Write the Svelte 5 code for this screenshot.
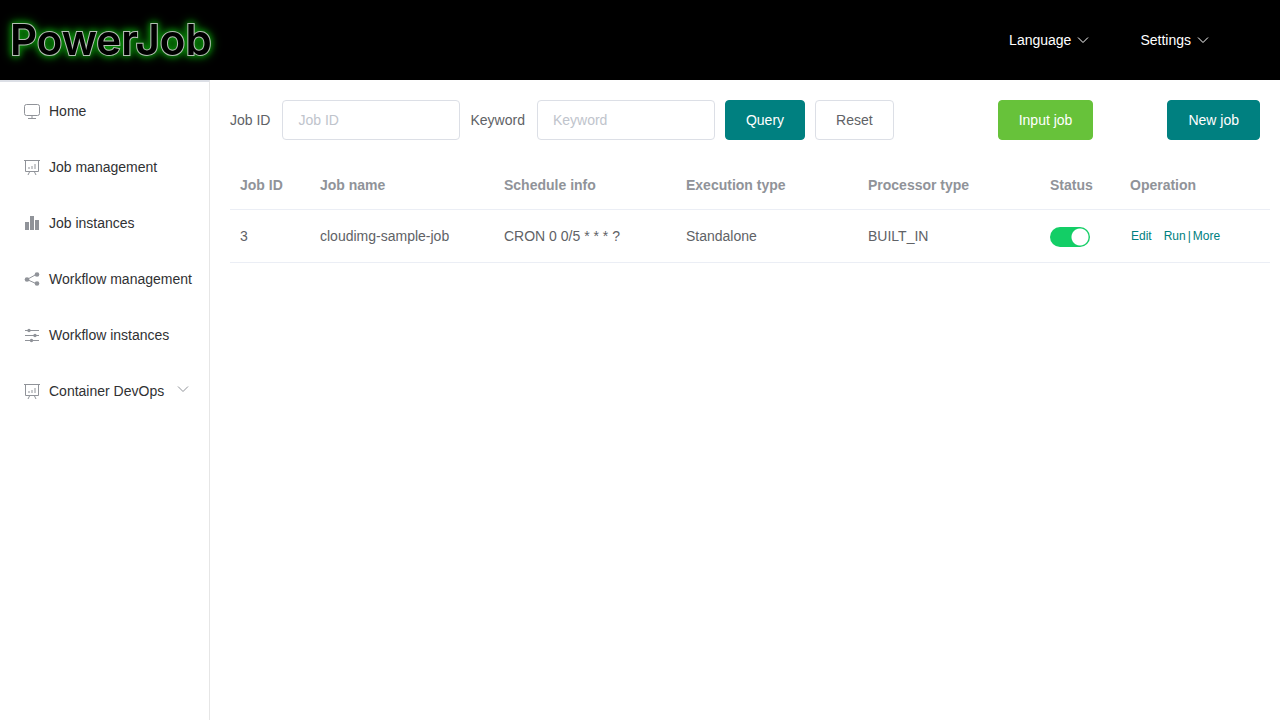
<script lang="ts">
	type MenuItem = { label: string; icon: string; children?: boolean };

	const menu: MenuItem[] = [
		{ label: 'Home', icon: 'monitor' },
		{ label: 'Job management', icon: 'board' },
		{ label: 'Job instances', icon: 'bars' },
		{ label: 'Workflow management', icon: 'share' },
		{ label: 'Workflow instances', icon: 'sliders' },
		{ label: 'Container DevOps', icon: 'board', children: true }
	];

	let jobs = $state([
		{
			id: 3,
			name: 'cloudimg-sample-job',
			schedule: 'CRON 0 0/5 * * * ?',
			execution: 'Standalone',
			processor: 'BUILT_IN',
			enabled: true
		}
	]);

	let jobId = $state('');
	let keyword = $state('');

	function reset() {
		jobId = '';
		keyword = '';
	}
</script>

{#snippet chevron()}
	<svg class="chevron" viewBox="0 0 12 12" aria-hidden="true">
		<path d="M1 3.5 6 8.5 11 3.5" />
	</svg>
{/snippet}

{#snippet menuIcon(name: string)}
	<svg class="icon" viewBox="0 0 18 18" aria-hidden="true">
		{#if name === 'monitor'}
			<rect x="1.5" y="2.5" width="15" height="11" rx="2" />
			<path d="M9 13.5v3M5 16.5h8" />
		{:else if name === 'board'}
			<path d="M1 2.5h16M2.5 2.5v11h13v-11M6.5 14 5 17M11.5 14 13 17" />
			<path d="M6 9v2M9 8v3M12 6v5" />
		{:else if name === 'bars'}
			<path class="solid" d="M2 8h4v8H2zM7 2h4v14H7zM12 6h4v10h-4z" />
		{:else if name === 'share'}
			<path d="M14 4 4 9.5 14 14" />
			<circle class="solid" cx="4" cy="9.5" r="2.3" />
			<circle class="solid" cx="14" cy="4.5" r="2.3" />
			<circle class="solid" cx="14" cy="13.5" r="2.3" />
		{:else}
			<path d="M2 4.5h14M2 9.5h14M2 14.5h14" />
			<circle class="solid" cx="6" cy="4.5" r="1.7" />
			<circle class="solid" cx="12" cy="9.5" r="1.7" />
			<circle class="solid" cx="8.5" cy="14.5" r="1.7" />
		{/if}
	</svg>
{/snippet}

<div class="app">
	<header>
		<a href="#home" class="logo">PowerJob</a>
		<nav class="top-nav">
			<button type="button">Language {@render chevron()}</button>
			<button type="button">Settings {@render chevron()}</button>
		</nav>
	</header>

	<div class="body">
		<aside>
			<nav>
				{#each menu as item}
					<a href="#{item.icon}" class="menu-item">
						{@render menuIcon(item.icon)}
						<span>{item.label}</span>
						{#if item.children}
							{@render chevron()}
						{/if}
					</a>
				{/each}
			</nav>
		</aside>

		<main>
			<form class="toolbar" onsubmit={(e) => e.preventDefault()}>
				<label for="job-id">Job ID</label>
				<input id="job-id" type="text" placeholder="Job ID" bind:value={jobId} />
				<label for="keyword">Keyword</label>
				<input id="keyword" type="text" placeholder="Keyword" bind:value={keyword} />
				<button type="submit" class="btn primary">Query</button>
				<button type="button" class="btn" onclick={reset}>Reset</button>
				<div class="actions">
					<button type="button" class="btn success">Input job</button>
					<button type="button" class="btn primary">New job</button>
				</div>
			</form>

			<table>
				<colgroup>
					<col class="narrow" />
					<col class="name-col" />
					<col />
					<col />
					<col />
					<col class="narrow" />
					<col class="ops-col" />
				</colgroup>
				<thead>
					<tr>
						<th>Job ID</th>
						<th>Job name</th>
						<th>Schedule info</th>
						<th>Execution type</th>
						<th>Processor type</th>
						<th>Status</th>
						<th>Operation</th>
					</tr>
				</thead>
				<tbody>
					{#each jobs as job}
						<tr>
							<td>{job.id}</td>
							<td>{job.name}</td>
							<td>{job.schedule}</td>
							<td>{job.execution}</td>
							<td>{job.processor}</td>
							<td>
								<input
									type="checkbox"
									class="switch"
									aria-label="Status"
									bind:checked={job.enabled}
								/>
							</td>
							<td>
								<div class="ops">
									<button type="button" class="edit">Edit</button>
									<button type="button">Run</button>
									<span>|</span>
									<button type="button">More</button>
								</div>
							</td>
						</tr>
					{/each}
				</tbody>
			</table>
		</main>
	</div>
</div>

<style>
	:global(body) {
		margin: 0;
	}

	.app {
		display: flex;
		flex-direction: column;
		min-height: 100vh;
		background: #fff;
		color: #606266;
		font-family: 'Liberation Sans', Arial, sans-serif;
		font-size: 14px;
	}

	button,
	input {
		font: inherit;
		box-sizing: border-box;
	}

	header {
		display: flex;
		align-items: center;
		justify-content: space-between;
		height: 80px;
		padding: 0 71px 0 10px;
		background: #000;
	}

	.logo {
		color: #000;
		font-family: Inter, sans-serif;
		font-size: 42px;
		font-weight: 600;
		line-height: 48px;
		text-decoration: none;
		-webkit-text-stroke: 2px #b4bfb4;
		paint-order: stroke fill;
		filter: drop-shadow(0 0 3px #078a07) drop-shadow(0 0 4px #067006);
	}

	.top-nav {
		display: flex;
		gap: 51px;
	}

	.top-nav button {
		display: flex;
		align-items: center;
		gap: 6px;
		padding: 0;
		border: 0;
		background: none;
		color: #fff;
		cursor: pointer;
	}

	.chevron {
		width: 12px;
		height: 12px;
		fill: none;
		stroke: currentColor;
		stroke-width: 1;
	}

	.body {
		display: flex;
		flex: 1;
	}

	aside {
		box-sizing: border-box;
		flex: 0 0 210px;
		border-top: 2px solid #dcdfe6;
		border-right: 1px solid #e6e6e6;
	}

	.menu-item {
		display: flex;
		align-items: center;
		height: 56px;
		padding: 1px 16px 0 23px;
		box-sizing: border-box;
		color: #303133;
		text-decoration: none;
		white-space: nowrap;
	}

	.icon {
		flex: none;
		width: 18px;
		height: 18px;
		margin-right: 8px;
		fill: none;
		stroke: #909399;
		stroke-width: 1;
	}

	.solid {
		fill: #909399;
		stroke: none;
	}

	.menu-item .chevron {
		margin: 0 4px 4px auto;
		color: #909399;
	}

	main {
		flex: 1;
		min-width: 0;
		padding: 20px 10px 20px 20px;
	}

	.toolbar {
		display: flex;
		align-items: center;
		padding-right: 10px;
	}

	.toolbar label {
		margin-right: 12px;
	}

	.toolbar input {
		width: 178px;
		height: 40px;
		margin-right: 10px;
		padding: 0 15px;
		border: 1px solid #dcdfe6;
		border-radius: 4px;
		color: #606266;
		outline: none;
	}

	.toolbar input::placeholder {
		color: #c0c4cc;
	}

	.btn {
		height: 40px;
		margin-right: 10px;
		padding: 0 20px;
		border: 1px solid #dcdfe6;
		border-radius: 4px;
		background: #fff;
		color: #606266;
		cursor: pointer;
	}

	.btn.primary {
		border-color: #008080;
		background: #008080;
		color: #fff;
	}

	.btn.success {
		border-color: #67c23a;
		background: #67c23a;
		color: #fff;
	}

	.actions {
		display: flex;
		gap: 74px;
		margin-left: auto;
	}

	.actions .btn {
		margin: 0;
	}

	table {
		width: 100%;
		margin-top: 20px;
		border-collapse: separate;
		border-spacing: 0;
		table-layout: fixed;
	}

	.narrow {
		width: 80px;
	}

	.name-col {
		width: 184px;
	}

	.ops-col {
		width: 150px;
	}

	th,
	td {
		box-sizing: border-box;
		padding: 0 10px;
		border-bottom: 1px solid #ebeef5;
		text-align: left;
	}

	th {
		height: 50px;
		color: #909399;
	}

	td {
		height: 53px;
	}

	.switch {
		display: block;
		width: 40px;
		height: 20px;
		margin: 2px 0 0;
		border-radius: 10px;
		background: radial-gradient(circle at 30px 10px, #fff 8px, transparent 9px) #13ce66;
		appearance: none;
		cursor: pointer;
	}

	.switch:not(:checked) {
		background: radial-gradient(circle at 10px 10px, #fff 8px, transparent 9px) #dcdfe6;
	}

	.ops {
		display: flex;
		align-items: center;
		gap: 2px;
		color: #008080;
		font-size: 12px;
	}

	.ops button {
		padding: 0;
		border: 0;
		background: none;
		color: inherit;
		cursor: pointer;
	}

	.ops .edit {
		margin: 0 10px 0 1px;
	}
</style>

· · · · ·

▶ **Goal of the exercise**:
Set the lines above down again, word for word, from the first through the one containing "let keyword = $state('');"; pictures excluded.

▶ **Answer**:
Write the Svelte 5 code for this screenshot.
<script lang="ts">
	type MenuItem = { label: string; icon: string; children?: boolean };

	const menu: MenuItem[] = [
		{ label: 'Home', icon: 'monitor' },
		{ label: 'Job management', icon: 'board' },
		{ label: 'Job instances', icon: 'bars' },
		{ label: 'Workflow management', icon: 'share' },
		{ label: 'Workflow instances', icon: 'sliders' },
		{ label: 'Container DevOps', icon: 'board', children: true }
	];

	let jobs = $state([
		{
			id: 3,
			name: 'cloudimg-sample-job',
			schedule: 'CRON 0 0/5 * * * ?',
			execution: 'Standalone',
			processor: 'BUILT_IN',
			enabled: true
		}
	]);

	let jobId = $state('');
	let keyword = $state('');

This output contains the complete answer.